Definition
A repair to a sandwich-construction panel (such as a honeycomb structure) in which damage extends through only one of the two face sheets and into the core, leaving the opposite face sheet intact. The damaged face skin and affected core material are removed and replaced, while the undamaged side serves as the structural backing for the repair.
Plain English
A fix used on a panel made like a sandwich -- two thin skins with a lightweight filler in between -- when only one of the skins is damaged. You repair the damaged skin and the filler underneath it, but you leave the good skin on the other side alone.
Context Anchor
Seen in aircraft maintenance and repair records for composite, honeycomb, or other sandwich-panel structures.
Derivation
Single-face means one of the two outer surfaces (faces) of a sandwich panel.
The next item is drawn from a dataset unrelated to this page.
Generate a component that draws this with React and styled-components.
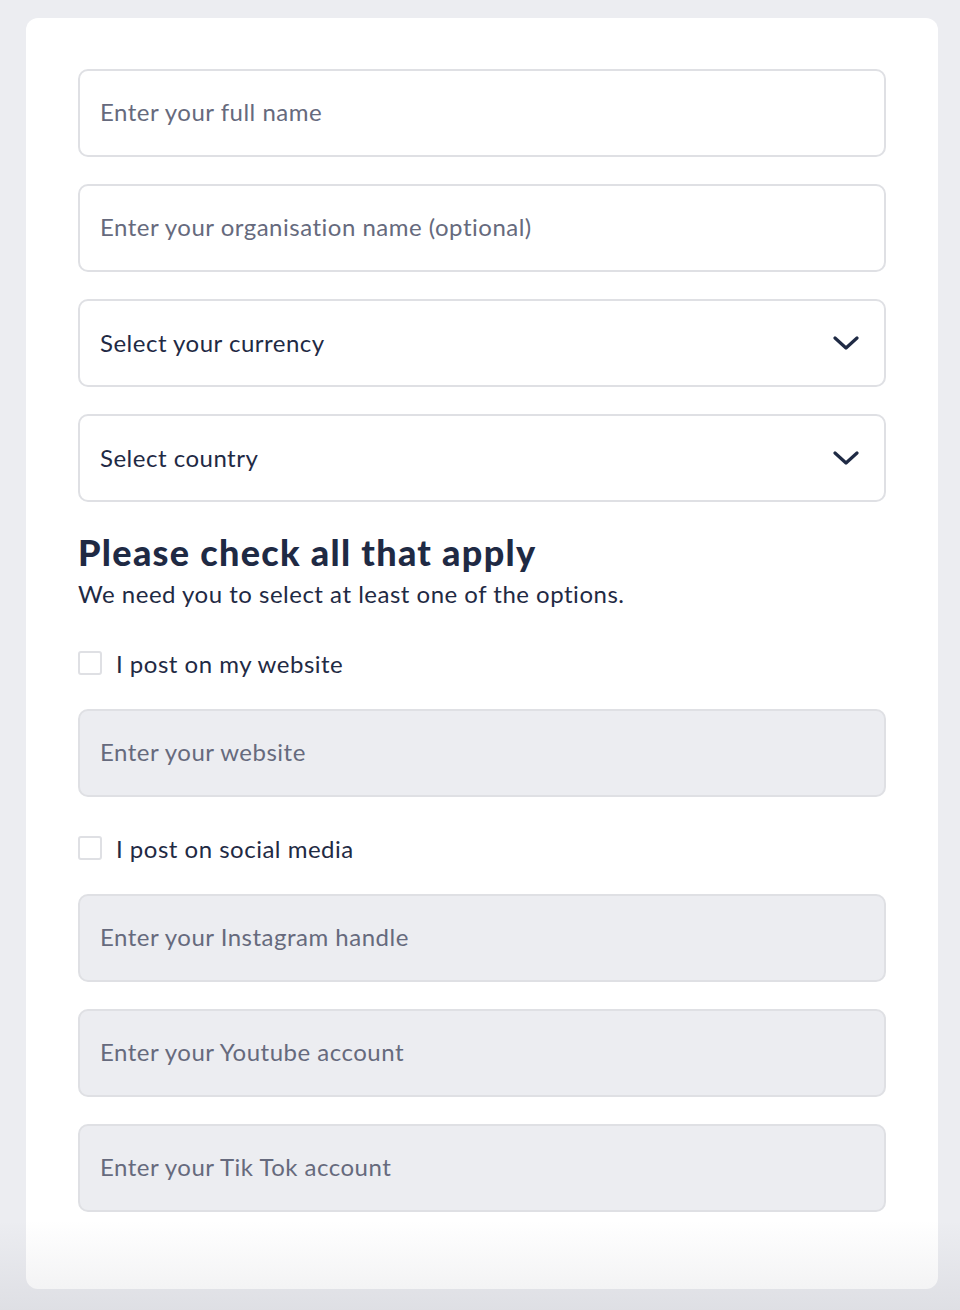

The term simply describes the scope of the repair: only one face is worked on.
Why Pilots Care
Maintains structural strength and aerodynamic balance so the component remains airworthy.
Intuition Check
Do not read “single-face” as a cosmetic repair to the side you can see. Here it means a structural repair limited to one outer sheet of a layered aircraft panel.
Example Sentence 1
The technician performed a single-face repair on the rudder honeycomb panel after finding impact damage limited to the outer skin.
Example Sentence 2
Single-face repair was approved because the damage depth stayed within limits and did not reach the opposite face.